What might change, and what to do now
The Chancellor will deliver the Autumn Budget on Wednesday 26 November 2025. This is expected to be the government’s first major fiscal event focused on “an economy not working well enough for working people”. With borrowing pressures still high, you should be prepared for targeted tax rises and a few surprises.
Big-ticket predictions we’re watching
1) Tax rises to tackle the deficit
- Stealth over headline hikes
Independent analysis points toward ‘stealth’ rather than headline increases with freezes to thresholds, targeted levies, and possible changes to wealth or property taxes.
Policy watchers expect more “base broadening” rather than rate hikes in Income Tax, NI or VAT.
- Rental income & mobility taxes
Rumours include National Insurance on rental income and even an exit tax for those moving wealth offshore. No policy yet, but these ideas have been floated by think tanks and economists to raise revenue without headline rate changes.
What this could mean for you:
If you’re relying on property or investment income, you could face higher effective taxation. You should consider reviewing wrappers (ISAs, pensions) and spousal transfers to mitigate exposure.
2) Capital Gains Tax (CGT) & Inheritance Tax (IHT)
- CGT tightening
The 2024–25 Budget already cut the annual CGT exemption to £3,000, and commentators expect further alignment between CGT and Income Tax rates.
- IHT pressure points
Inheritance Tax is also in focus. Analysts predict the freeze on thresholds will continue, dragging more estates into scope.
There are also many rumours about ending the long-standing exemption of unused pension funds. On a person’s death these would become part of the taxable estate for IHT purposes.
What this could mean for you:
Estate planning will climb the agenda.
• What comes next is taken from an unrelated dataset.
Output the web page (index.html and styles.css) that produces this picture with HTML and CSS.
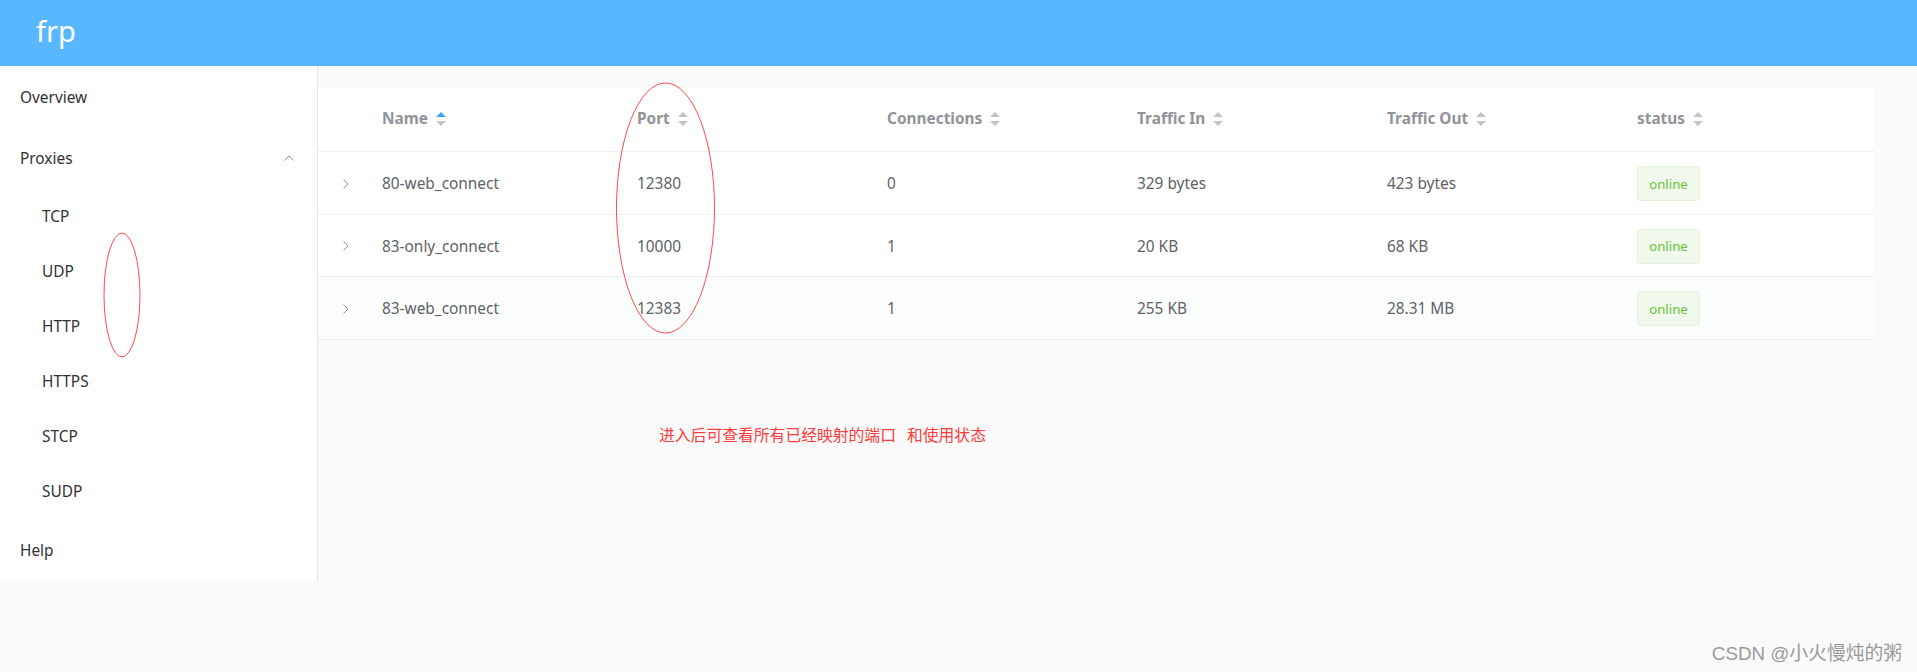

You might benefit from revisiting gifting strategies, trusts and life cover to fund future IHT liabilities.
3) Property-tax shake-up (Stamp Duty & Council Tax)
- Stamp Duty reform
Persistent speculation suggests a reform of Stamp Duty Land Tax (SDLT) potentially replacing it with a proportional property tax, or re-banding council tax.
With property transactions still subdued, the Treasury may opt for changes to stimulate movement while generating steady revenue.
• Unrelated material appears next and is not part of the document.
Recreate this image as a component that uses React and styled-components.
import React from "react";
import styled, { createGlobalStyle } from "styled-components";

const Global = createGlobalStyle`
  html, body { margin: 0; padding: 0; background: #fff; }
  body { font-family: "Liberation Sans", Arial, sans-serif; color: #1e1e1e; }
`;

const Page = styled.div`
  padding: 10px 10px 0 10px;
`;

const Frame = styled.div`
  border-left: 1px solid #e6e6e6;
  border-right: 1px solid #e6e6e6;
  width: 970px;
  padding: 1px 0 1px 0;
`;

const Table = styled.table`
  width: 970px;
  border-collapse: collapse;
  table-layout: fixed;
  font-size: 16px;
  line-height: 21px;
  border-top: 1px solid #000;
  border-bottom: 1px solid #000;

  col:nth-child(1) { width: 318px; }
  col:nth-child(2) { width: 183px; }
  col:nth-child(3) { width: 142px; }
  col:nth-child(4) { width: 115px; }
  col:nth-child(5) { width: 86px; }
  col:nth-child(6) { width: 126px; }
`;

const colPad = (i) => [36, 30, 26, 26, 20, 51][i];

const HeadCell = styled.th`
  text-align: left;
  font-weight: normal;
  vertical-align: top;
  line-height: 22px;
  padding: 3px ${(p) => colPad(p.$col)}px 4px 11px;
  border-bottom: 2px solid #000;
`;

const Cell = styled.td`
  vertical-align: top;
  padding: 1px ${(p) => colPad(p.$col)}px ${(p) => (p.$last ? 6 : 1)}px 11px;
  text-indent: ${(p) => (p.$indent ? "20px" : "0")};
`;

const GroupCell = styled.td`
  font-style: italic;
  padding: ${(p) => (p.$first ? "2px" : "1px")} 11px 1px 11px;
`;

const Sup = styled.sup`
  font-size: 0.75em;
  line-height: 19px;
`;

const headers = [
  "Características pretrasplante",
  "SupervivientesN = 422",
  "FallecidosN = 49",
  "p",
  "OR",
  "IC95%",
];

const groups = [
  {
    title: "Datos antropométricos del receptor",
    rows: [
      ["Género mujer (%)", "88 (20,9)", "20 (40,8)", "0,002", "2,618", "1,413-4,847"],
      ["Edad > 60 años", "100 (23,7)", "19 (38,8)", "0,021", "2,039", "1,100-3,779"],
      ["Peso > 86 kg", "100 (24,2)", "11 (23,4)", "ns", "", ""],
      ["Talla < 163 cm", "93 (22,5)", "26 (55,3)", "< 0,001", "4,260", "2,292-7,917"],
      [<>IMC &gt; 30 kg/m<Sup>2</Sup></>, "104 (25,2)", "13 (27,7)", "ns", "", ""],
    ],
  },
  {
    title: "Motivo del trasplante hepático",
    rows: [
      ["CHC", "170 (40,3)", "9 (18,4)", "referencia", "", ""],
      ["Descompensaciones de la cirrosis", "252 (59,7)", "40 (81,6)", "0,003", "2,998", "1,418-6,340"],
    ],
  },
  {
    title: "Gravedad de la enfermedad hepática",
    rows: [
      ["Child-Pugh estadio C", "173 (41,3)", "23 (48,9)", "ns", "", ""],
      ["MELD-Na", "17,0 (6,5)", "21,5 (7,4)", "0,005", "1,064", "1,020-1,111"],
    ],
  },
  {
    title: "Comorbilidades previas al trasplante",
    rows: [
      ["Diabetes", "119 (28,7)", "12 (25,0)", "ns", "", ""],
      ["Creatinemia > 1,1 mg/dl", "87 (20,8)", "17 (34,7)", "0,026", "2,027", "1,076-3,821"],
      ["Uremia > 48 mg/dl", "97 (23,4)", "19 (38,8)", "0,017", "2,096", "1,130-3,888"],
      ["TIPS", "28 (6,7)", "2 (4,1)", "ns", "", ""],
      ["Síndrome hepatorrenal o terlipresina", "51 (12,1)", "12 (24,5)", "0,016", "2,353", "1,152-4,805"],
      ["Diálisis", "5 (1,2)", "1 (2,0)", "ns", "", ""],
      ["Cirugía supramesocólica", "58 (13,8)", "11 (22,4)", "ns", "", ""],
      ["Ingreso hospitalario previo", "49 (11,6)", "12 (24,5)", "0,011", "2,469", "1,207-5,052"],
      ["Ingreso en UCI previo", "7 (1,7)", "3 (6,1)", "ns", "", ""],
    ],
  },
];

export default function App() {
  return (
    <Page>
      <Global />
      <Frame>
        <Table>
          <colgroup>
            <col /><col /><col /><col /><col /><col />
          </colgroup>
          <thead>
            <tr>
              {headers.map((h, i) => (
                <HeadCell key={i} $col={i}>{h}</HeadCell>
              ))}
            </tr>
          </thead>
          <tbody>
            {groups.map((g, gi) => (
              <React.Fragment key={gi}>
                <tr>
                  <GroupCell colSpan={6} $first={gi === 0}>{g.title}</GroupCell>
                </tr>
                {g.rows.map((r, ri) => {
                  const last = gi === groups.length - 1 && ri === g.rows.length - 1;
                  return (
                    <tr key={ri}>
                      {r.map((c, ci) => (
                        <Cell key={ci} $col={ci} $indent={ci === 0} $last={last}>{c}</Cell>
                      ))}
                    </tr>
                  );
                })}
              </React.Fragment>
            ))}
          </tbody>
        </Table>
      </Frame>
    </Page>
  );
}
What this could mean for you:
High-value homeowners and landlords could see higher recurring costs, while first-time buyers or downsizers may benefit. If you’re looking at a completion date that straddles Budget day, speak to us for more information.
4) ISAs & Pensions – nudging money into markets
- Investment emphasis
The government has consulted on reforms to encourage savers to invest more productively. A “cash cap” within the £20,000 ISA allowance was explored earlier in the year but paused following sector feedback.
A broader ISA simplification is expected, with incentives for investment ISAs and possible consolidation of product types.
- Allowance reviews
For pensions, some analysts believe changes to tax-free cash or further allowance reviews could be on the horizon as part of deficit management.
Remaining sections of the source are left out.